**Data**
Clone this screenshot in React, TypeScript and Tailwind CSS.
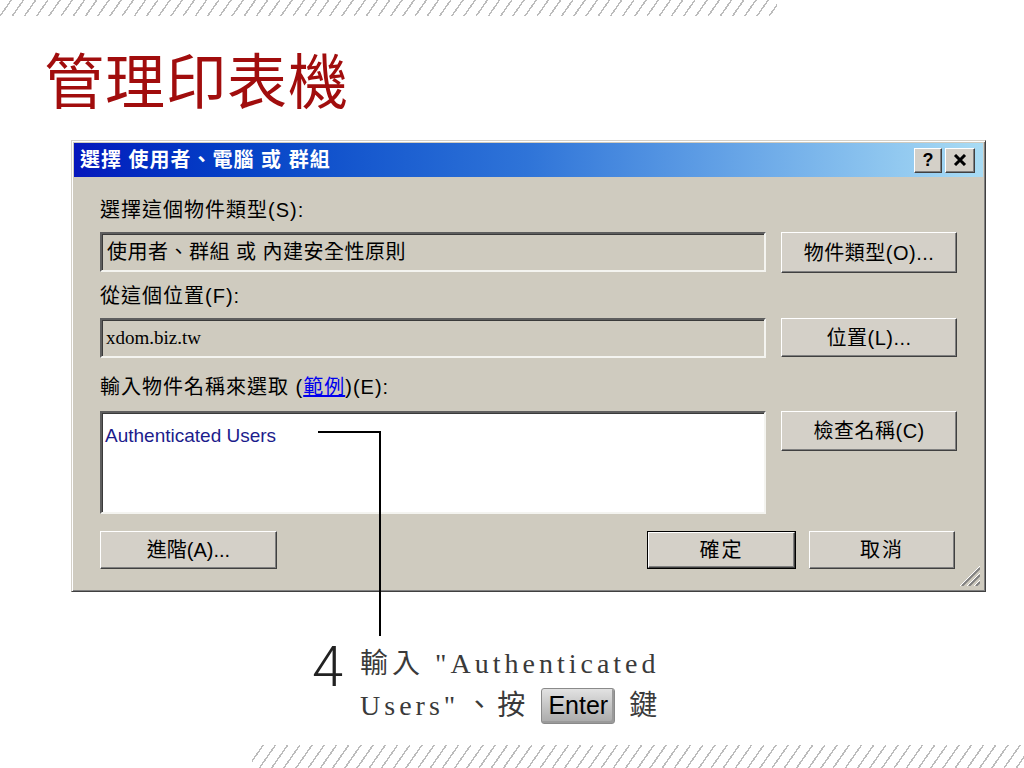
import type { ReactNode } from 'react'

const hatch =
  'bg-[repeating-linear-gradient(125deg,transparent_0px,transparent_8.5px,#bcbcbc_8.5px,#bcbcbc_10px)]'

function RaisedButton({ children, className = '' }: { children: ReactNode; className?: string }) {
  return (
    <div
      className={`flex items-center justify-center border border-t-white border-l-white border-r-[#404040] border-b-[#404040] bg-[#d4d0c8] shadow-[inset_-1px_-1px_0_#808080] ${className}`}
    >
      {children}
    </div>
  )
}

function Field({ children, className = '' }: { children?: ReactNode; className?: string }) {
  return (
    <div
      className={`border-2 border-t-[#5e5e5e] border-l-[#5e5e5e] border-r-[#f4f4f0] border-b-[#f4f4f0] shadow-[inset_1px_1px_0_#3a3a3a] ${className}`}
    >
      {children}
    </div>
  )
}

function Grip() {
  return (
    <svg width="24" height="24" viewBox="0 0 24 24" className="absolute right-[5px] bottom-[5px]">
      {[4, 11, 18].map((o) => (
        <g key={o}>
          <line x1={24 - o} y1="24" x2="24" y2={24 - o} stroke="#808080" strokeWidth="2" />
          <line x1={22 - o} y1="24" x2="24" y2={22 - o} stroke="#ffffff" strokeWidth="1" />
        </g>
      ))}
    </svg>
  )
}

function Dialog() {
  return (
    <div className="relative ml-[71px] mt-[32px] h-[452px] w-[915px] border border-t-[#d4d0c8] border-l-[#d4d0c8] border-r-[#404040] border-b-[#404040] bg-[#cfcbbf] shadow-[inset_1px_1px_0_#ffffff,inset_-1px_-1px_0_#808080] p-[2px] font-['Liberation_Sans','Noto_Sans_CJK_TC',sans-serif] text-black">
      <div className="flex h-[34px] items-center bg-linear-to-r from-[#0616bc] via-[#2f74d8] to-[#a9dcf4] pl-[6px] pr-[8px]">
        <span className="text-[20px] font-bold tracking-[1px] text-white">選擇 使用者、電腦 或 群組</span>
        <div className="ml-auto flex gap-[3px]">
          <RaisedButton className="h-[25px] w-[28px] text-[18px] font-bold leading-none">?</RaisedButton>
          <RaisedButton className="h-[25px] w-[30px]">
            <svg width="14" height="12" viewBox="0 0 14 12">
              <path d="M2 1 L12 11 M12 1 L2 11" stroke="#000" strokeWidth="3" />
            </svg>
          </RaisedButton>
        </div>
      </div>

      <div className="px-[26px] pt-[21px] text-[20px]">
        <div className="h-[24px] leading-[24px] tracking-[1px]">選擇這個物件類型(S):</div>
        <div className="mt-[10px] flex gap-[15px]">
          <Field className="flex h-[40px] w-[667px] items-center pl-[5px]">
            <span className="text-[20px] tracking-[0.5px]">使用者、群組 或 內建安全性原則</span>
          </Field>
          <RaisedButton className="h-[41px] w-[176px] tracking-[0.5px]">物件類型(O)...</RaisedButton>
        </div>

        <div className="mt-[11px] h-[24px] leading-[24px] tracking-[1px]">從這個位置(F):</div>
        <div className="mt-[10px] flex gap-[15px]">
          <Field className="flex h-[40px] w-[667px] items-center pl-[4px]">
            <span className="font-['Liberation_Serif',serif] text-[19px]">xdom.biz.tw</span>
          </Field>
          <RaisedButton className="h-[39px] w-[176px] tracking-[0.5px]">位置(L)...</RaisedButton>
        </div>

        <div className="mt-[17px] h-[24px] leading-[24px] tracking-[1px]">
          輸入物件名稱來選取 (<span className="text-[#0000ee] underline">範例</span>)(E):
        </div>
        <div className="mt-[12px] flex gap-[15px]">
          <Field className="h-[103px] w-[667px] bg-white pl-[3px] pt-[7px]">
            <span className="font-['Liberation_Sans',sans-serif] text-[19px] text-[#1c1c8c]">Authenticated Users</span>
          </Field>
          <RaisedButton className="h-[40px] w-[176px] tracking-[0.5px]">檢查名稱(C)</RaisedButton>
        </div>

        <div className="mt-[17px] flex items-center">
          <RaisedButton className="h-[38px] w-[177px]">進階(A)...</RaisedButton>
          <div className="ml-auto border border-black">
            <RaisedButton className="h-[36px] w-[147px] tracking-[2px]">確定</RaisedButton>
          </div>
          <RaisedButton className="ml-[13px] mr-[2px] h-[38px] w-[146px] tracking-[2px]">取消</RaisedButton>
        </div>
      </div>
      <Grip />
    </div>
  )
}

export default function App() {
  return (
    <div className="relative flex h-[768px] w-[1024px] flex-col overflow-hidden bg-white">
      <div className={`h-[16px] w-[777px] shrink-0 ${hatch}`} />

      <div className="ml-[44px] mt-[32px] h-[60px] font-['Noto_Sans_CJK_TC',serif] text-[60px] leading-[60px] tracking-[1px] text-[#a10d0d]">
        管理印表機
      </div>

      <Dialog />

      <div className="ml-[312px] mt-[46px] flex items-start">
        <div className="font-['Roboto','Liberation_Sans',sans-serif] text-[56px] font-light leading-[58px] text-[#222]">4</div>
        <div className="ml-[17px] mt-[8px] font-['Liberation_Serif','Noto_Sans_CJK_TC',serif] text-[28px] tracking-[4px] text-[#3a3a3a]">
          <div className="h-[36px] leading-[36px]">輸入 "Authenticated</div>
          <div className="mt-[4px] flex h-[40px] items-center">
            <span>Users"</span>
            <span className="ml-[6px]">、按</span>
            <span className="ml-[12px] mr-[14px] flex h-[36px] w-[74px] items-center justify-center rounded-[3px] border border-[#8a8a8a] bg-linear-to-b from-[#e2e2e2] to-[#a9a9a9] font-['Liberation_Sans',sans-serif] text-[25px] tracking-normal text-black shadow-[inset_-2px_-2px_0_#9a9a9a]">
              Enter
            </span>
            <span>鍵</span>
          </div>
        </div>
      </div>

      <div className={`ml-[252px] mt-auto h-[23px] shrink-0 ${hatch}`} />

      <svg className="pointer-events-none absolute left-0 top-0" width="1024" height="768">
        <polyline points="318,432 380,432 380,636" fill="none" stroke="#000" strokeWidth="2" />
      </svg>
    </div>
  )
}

**Task to complete**
Quote the material exactly. Pictures stay out.

**Worked solution**
Clone this screenshot in React, TypeScript and Tailwind CSS.
import type { ReactNode } from 'react'

const hatch =
  'bg-[repeating-linear-gradient(125deg,transparent_0px,transparent_8.5px,#bcbcbc_8.5px,#bcbcbc_10px)]'

function RaisedButton({ children, className = '' }: { children: ReactNode; className?: string }) {
  return (
    <div
      className={`flex items-center justify-center border border-t-white border-l-white border-r-[#404040] border-b-[#404040] bg-[#d4d0c8] shadow-[inset_-1px_-1px_0_#808080] ${className}`}
    >
      {children}
    </div>
  )
}

function Field({ children, className = '' }: { children?: ReactNode; className?: string }) {
  return (
    <div
      className={`border-2 border-t-[#5e5e5e] border-l-[#5e5e5e] border-r-[#f4f4f0] border-b-[#f4f4f0] shadow-[inset_1px_1px_0_#3a3a3a] ${className}`}
    >
      {children}
    </div>
  )
}

function Grip() {
  return (
    <svg width="24" height="24" viewBox="0 0 24 24" className="absolute right-[5px] bottom-[5px]">
      {[4, 11, 18].map((o) => (
        <g key={o}>
          <line x1={24 - o} y1="24" x2="24" y2={24 - o} stroke="#808080" strokeWidth="2" />
          <line x1={22 - o} y1="24" x2="24" y2={22 - o} stroke="#ffffff" strokeWidth="1" />
        </g>
      ))}
    </svg>
  )
}

function Dialog() {
  return (
    <div className="relative ml-[71px] mt-[32px] h-[452px] w-[915px] border border-t-[#d4d0c8] border-l-[#d4d0c8] border-r-[#404040] border-b-[#404040] bg-[#cfcbbf] shadow-[inset_1px_1px_0_#ffffff,inset_-1px_-1px_0_#808080] p-[2px] font-['Liberation_Sans','Noto_Sans_CJK_TC',sans-serif] text-black">
      <div className="flex h-[34px] items-center bg-linear-to-r from-[#0616bc] via-[#2f74d8] to-[#a9dcf4] pl-[6px] pr-[8px]">
        <span className="text-[20px] font-bold tracking-[1px] text-white">選擇 使用者、電腦 或 群組</span>
        <div className="ml-auto flex gap-[3px]">
          <RaisedButton className="h-[25px] w-[28px] text-[18px] font-bold leading-none">?</RaisedButton>
          <RaisedButton className="h-[25px] w-[30px]">
            <svg width="14" height="12" viewBox="0 0 14 12">
              <path d="M2 1 L12 11 M12 1 L2 11" stroke="#000" strokeWidth="3" />
            </svg>
          </RaisedButton>
        </div>
      </div>

      <div className="px-[26px] pt-[21px] text-[20px]">
        <div className="h-[24px] leading-[24px] tracking-[1px]">選擇這個物件類型(S):</div>
        <div className="mt-[10px] flex gap-[15px]">
          <Field className="flex h-[40px] w-[667px] items-center pl-[5px]">
            <span className="text-[20px] tracking-[0.5px]">使用者、群組 或 內建安全性原則</span>
          </Field>
          <RaisedButton className="h-[41px] w-[176px] tracking-[0.5px]">物件類型(O)...</RaisedButton>
        </div>

        <div className="mt-[11px] h-[24px] leading-[24px] tracking-[1px]">從這個位置(F):</div>
        <div className="mt-[10px] flex gap-[15px]">
          <Field className="flex h-[40px] w-[667px] items-center pl-[4px]">
            <span className="font-['Liberation_Serif',serif] text-[19px]">xdom.biz.tw</span>
          </Field>
          <RaisedButton className="h-[39px] w-[176px] tracking-[0.5px]">位置(L)...</RaisedButton>
        </div>

        <div className="mt-[17px] h-[24px] leading-[24px] tracking-[1px]">
          輸入物件名稱來選取 (<span className="text-[#0000ee] underline">範例</span>)(E):
        </div>
        <div className="mt-[12px] flex gap-[15px]">
          <Field className="h-[103px] w-[667px] bg-white pl-[3px] pt-[7px]">
            <span className="font-['Liberation_Sans',sans-serif] text-[19px] text-[#1c1c8c]">Authenticated Users</span>
          </Field>
          <RaisedButton className="h-[40px] w-[176px] tracking-[0.5px]">檢查名稱(C)</RaisedButton>
        </div>

        <div className="mt-[17px] flex items-center">
          <RaisedButton className="h-[38px] w-[177px]">進階(A)...</RaisedButton>
          <div className="ml-auto border border-black">
            <RaisedButton className="h-[36px] w-[147px] tracking-[2px]">確定</RaisedButton>
          </div>
          <RaisedButton className="ml-[13px] mr-[2px] h-[38px] w-[146px] tracking-[2px]">取消</RaisedButton>
        </div>
      </div>
      <Grip />
    </div>
  )
}

export default function App() {
  return (
    <div className="relative flex h-[768px] w-[1024px] flex-col overflow-hidden bg-white">
      <div className={`h-[16px] w-[777px] shrink-0 ${hatch}`} />

      <div className="ml-[44px] mt-[32px] h-[60px] font-['Noto_Sans_CJK_TC',serif] text-[60px] leading-[60px] tracking-[1px] text-[#a10d0d]">
        管理印表機
      </div>

      <Dialog />

      <div className="ml-[312px] mt-[46px] flex items-start">
        <div className="font-['Roboto','Liberation_Sans',sans-serif] text-[56px] font-light leading-[58px] text-[#222]">4</div>
        <div className="ml-[17px] mt-[8px] font-['Liberation_Serif','Noto_Sans_CJK_TC',serif] text-[28px] tracking-[4px] text-[#3a3a3a]">
          <div className="h-[36px] leading-[36px]">輸入 "Authenticated</div>
          <div className="mt-[4px] flex h-[40px] items-center">
            <span>Users"</span>
            <span className="ml-[6px]">、按</span>
            <span className="ml-[12px] mr-[14px] flex h-[36px] w-[74px] items-center justify-center rounded-[3px] border border-[#8a8a8a] bg-linear-to-b from-[#e2e2e2] to-[#a9a9a9] font-['Liberation_Sans',sans-serif] text-[25px] tracking-normal text-black shadow-[inset_-2px_-2px_0_#9a9a9a]">
              Enter
            </span>
            <span>鍵</span>
          </div>
        </div>
      </div>

      <div className={`ml-[252px] mt-auto h-[23px] shrink-0 ${hatch}`} />

      <svg className="pointer-events-none absolute left-0 top-0" width="1024" height="768">
        <polyline points="318,432 380,432 380,636" fill="none" stroke="#000" strokeWidth="2" />
      </svg>
    </div>
  )
}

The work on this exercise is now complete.